In einem Interview in der „Kleinen Zeitung“ spricht sich Elisabeth Steiner, von 2001 bis 2015 Österreichs Richterin am Europäischen Gerichtshof für Menschenrechte, gegen Reformwünsche an der Menschenrechtskonvention aus.
Die Menschenrechtskonvention sei ein unglaublich bahnbrechender Text, sie sei in den 1950er-Jahren entstanden und nach wie vor einer der größten Meilensteine der Menschheitsgeschichte, so Steiner. Eine Reform der EMRK, die sie nicht für erforderlich halte, wäre schon deshalb ein langwieriger Prozess, weil die EMRK als völkerrechtlicher Vertrag nur durch die 46 Vertragsstaaten geändert werden könne, die alle an einen Tisch kommen und sich mit all ihren unterschiedlichen Rechts- und Wertevorstellungen auf eine Änderung einigen müssten.

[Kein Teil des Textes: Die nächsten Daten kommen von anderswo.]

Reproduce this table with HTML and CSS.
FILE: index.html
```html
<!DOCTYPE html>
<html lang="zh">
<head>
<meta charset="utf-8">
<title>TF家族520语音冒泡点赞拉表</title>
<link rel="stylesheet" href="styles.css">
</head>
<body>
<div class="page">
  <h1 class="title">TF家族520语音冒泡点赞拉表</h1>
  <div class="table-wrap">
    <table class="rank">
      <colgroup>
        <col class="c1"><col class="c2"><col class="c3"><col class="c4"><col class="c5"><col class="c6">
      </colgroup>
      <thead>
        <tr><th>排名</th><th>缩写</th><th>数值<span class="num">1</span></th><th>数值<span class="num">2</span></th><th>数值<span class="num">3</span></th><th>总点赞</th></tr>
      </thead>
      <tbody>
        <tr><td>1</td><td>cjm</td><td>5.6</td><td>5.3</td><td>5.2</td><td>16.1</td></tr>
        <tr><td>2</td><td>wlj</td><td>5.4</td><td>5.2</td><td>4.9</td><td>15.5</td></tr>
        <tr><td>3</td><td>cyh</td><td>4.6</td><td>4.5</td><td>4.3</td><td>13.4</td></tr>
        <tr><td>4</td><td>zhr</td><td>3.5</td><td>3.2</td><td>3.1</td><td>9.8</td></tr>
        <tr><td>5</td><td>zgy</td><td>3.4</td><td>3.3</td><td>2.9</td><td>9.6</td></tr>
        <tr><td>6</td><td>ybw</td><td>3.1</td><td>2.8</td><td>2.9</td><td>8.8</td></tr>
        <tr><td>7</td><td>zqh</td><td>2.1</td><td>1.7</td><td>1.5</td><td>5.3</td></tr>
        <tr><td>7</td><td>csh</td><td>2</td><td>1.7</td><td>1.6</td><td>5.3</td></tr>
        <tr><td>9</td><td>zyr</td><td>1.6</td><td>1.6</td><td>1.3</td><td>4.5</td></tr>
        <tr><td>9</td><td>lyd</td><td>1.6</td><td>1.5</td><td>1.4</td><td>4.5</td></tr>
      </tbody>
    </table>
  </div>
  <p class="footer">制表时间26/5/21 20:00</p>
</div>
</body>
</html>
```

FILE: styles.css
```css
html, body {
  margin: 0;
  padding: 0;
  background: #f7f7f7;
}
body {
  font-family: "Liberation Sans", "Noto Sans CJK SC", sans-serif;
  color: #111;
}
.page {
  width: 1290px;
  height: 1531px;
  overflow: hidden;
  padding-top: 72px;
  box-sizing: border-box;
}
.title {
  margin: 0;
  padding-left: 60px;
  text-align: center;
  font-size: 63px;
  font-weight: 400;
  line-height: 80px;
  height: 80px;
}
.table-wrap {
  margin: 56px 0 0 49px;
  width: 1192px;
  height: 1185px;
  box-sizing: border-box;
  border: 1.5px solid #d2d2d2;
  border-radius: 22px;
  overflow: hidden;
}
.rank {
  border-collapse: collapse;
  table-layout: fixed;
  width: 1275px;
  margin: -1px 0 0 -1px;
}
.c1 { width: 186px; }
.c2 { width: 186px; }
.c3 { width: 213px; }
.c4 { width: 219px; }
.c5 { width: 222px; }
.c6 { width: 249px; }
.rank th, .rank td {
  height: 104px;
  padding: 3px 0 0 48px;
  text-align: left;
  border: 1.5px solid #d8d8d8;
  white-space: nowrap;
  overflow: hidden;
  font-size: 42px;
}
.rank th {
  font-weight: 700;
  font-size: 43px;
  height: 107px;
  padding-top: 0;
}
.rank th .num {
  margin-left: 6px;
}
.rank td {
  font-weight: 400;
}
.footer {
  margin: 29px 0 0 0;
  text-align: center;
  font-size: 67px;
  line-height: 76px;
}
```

Dass die EMRK so stark von Richtersprüchen geprägt ist, liege im Wesen der Konvention. Die unterschiedlichste Meinungen, Kulturen und Rechtssysteme der Mitgliedsstaaten müssten auf einen Nenner gebracht werden. Das sei Aufgabe der Richter.
„Living Instrument“ zur Weiterentwicklung der Konvention
Die EMRK sei über ihren historischen Kern hinausgewachsen, so Steiner weiter. Niemand habe in den 1950er-Jahren die Entwicklungen von heute gekannt, zum Beispiel die Frage nach sauberer Luft, sauberem Wasser usw. Deshalb gebe es im Wortlaut der EMRK keine Bestimmungen für Umweltschutz. Trotzdem habe das Gericht Menschen unter dem Titel der EMRK geschützt, die von Emissionen und Immissionen betroffen waren. Es sei das Instrument des „living instrument“ entwickelt worden: Der Text werde den Erfordernissen und Bedingungen der Gegenwart angepasst. Das habe man eben zum Beispiel beim Umweltschutz gemacht – unter dem Titel des Schutzes von Privat- und Familienleben, das in der EMRK geschützt ist.
Sie halte diese Vorgangsweise nicht für eine Anmaßung der Richterinnen und Richter, da die Vertragsstaaten damals die Entwicklungen nicht vorhersehen konnten und es diese Themen damals schlicht noch nicht gegen habe. Außerdem komme das Gericht nur subsidiär zum Zug – wenn es in den Staaten selbst keinen Rechtsschutz mehr gebe. Mehr als 90 Prozent der Fälle weise der Gerichtshof zurück.